MATERIAL PROVIDED —
= = = = =
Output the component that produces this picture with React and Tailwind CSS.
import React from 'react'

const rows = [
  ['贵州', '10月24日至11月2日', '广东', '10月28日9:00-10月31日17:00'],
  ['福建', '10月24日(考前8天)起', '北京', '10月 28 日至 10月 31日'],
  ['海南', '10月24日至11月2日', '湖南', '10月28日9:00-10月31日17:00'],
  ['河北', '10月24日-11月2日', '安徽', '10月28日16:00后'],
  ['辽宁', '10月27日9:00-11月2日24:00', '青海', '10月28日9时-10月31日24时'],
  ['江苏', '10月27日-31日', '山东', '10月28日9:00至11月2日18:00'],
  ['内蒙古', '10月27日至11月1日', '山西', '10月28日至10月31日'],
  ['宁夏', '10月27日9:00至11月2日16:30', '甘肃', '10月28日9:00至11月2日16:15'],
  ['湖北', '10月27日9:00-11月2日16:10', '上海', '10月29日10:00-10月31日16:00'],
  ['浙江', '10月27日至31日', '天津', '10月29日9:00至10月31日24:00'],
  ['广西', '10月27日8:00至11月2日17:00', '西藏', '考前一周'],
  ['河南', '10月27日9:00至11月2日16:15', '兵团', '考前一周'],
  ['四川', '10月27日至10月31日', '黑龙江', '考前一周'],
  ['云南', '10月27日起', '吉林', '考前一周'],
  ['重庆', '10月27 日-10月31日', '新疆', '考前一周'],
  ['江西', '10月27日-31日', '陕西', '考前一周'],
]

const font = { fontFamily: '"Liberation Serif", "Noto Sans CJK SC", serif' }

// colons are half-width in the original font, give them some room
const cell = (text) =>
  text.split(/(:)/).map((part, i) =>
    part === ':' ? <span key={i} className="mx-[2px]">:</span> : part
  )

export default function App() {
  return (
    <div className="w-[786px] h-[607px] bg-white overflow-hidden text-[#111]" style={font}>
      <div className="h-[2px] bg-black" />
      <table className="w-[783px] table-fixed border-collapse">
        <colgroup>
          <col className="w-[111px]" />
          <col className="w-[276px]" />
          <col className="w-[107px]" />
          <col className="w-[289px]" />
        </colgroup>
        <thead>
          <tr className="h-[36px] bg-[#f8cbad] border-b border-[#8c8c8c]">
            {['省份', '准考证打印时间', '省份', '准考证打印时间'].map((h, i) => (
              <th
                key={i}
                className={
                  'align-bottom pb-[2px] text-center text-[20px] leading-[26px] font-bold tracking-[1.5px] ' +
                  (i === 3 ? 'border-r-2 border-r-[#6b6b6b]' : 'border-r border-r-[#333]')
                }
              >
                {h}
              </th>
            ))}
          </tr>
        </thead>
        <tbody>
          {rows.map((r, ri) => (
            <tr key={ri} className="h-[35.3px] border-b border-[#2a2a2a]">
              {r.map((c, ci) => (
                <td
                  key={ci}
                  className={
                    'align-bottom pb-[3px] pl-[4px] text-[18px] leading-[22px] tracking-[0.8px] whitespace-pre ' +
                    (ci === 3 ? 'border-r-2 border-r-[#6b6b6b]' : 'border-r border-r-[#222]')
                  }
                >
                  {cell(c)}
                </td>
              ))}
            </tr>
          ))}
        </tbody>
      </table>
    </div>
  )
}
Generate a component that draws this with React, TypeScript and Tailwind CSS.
= = = = =
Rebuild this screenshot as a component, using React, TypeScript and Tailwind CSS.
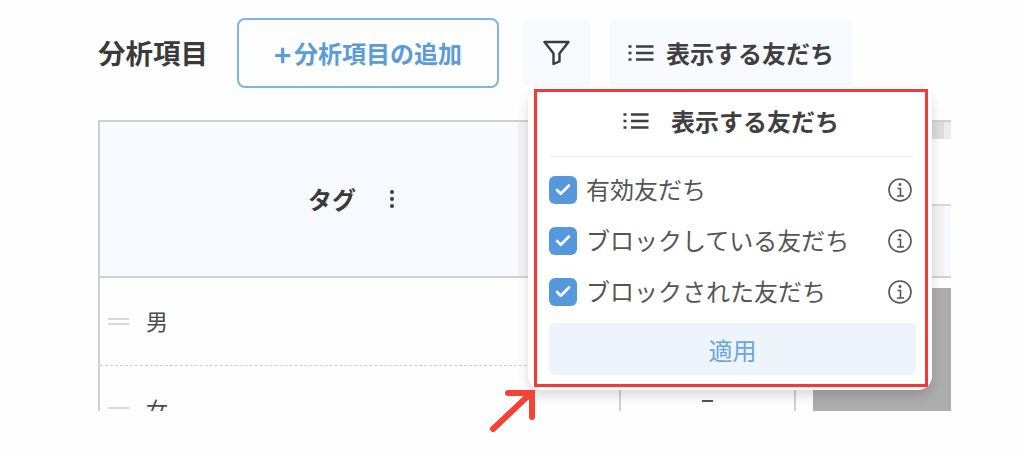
= = = = =
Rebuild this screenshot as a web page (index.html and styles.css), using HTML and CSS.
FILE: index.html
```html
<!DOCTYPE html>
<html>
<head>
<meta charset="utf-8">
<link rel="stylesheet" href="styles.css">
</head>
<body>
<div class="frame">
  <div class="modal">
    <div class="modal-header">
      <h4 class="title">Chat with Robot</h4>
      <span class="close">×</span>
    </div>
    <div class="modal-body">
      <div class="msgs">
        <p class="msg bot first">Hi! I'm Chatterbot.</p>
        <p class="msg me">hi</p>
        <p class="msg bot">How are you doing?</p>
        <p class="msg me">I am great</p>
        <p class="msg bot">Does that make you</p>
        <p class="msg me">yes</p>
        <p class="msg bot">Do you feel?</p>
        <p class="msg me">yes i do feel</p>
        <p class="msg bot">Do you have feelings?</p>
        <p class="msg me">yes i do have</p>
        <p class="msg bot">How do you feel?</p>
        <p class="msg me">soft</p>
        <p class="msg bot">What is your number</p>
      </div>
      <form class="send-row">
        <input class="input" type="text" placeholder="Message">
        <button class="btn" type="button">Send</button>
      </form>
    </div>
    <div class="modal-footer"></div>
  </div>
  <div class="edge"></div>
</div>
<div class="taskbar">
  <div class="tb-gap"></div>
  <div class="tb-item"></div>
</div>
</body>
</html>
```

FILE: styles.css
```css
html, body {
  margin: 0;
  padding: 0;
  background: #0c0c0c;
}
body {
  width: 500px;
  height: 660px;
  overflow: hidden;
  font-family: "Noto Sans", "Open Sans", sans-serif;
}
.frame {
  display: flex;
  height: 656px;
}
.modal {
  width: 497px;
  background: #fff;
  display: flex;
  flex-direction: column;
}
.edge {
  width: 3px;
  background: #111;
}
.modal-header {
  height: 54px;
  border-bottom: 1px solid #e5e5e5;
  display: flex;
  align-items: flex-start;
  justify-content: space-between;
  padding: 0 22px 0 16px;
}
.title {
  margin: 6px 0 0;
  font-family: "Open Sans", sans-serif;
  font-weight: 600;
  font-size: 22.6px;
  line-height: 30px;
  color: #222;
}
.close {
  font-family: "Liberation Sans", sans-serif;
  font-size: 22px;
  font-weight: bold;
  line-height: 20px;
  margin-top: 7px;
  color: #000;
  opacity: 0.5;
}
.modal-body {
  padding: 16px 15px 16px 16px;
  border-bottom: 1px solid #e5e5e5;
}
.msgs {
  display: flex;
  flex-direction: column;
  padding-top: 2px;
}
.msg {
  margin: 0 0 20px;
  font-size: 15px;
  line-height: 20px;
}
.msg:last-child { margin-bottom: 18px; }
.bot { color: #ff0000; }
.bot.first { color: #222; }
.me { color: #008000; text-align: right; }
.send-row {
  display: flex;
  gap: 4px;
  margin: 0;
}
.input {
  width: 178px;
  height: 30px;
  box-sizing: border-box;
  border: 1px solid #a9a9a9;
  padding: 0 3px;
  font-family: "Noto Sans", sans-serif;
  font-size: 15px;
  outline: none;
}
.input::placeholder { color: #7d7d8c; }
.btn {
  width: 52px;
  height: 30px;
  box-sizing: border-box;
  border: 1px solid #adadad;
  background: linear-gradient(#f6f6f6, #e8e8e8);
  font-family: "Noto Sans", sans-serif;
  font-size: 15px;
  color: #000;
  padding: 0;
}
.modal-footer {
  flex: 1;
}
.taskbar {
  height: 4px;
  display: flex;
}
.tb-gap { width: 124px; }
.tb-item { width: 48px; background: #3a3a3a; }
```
= = = = =
PROBLEM TO SOLVE — Copy out precisely the lines from the line with "Output the component" to the line with "import React from 'react'" in the material above, including those two lines and omitting all the rest.

FINISHED EXERCISE —
Output the component that produces this picture with React and Tailwind CSS.
import React from 'react'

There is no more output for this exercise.